[START OF Data block]

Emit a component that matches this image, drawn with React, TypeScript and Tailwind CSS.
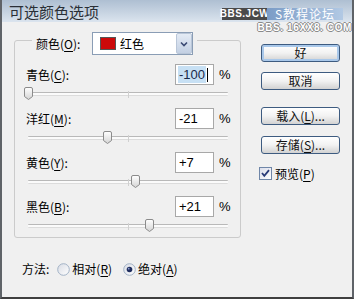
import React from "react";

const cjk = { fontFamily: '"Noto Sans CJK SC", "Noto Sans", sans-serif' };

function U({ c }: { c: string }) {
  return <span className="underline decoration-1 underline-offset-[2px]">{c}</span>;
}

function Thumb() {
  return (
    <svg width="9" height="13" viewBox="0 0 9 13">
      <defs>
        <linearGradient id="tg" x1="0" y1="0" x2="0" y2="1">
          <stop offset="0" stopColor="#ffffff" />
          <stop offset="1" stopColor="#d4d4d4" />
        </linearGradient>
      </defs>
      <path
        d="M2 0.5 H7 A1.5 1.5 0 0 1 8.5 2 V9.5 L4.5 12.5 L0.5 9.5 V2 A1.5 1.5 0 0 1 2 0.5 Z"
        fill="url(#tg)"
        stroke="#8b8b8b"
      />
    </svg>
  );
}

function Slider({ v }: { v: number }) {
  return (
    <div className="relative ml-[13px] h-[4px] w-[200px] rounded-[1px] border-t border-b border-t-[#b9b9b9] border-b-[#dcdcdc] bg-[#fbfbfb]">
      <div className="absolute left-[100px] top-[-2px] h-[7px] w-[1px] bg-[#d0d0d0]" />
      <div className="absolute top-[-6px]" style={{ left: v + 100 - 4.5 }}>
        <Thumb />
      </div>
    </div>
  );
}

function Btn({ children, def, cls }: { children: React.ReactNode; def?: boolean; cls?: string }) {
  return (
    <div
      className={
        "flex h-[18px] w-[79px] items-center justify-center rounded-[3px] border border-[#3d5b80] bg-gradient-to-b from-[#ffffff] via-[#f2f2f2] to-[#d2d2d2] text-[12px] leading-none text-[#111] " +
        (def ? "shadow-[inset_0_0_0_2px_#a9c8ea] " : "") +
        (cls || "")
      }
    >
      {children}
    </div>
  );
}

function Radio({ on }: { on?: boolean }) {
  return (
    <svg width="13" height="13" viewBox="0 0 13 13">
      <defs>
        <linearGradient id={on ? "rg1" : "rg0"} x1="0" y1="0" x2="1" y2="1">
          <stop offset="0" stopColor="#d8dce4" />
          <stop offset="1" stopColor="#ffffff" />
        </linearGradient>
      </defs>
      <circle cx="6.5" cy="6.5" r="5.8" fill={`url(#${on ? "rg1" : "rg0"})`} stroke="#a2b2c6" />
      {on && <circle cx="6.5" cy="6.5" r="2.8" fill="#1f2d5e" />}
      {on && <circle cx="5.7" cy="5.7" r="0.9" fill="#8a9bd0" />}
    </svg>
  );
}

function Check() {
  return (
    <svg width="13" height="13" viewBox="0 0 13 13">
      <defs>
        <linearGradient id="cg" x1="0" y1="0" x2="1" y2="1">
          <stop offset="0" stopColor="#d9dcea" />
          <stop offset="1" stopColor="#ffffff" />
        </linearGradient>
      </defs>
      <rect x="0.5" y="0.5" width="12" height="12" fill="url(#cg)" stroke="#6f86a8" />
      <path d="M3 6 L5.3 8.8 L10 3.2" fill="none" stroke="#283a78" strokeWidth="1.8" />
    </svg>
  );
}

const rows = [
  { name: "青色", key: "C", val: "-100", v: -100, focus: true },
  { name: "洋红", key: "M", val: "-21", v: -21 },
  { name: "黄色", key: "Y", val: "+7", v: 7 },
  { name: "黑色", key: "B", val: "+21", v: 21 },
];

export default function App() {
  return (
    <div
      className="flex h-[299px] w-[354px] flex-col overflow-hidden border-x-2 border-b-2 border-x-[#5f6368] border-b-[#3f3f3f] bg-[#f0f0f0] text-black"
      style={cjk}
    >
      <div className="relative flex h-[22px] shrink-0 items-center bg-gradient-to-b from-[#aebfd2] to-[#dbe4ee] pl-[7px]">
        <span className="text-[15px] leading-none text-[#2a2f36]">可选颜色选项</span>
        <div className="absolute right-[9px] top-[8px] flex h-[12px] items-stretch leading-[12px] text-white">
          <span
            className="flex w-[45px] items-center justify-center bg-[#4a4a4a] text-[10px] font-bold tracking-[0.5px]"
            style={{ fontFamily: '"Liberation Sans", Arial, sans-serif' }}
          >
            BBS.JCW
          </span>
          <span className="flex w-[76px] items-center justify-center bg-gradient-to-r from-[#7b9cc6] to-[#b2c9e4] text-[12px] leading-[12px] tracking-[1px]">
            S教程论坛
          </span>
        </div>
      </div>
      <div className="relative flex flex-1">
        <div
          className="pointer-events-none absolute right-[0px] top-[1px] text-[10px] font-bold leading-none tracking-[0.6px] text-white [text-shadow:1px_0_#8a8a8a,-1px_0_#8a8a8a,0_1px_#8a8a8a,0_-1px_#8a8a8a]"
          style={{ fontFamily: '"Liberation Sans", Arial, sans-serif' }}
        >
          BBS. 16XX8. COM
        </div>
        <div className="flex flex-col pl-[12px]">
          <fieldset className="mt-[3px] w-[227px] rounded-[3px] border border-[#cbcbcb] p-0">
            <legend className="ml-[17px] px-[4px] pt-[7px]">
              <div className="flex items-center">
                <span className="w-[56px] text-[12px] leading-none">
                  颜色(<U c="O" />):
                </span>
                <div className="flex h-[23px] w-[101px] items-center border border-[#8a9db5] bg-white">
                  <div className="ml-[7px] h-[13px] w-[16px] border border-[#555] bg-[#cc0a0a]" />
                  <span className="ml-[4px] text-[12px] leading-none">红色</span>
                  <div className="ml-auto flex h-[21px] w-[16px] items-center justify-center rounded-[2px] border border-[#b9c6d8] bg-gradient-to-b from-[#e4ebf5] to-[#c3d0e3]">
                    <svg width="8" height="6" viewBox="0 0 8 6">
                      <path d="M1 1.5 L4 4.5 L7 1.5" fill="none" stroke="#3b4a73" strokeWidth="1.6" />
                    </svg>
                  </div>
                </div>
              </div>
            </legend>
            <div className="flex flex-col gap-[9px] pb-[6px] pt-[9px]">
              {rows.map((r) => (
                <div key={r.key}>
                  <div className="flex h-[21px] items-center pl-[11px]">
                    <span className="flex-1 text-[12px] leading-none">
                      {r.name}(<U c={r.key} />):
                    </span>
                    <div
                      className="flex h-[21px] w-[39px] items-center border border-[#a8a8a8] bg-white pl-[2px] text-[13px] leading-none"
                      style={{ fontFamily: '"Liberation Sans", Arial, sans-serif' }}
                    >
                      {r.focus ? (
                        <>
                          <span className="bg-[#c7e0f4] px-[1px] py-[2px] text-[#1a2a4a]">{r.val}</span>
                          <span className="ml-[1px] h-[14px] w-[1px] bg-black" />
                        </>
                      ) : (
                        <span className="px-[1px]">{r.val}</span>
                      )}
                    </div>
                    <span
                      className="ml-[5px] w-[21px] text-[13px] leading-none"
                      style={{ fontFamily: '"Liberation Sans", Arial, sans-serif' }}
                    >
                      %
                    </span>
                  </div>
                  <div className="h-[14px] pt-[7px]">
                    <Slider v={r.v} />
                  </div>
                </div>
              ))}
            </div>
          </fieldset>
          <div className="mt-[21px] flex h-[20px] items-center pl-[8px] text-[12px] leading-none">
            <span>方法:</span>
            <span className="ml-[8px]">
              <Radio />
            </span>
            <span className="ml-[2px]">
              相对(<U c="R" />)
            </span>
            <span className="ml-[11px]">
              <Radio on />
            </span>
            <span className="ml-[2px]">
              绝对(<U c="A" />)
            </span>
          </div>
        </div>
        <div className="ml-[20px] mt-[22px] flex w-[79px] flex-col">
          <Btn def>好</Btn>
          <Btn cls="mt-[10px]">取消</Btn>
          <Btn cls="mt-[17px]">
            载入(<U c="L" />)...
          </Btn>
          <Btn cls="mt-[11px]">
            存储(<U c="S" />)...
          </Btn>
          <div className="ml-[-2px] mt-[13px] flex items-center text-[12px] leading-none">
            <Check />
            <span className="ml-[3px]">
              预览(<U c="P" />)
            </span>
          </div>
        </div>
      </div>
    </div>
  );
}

[END OF Data block]

_The request_:
What is the number of lines in the listing above that contain the string "React"? Give only the number.

_Correct response_:
3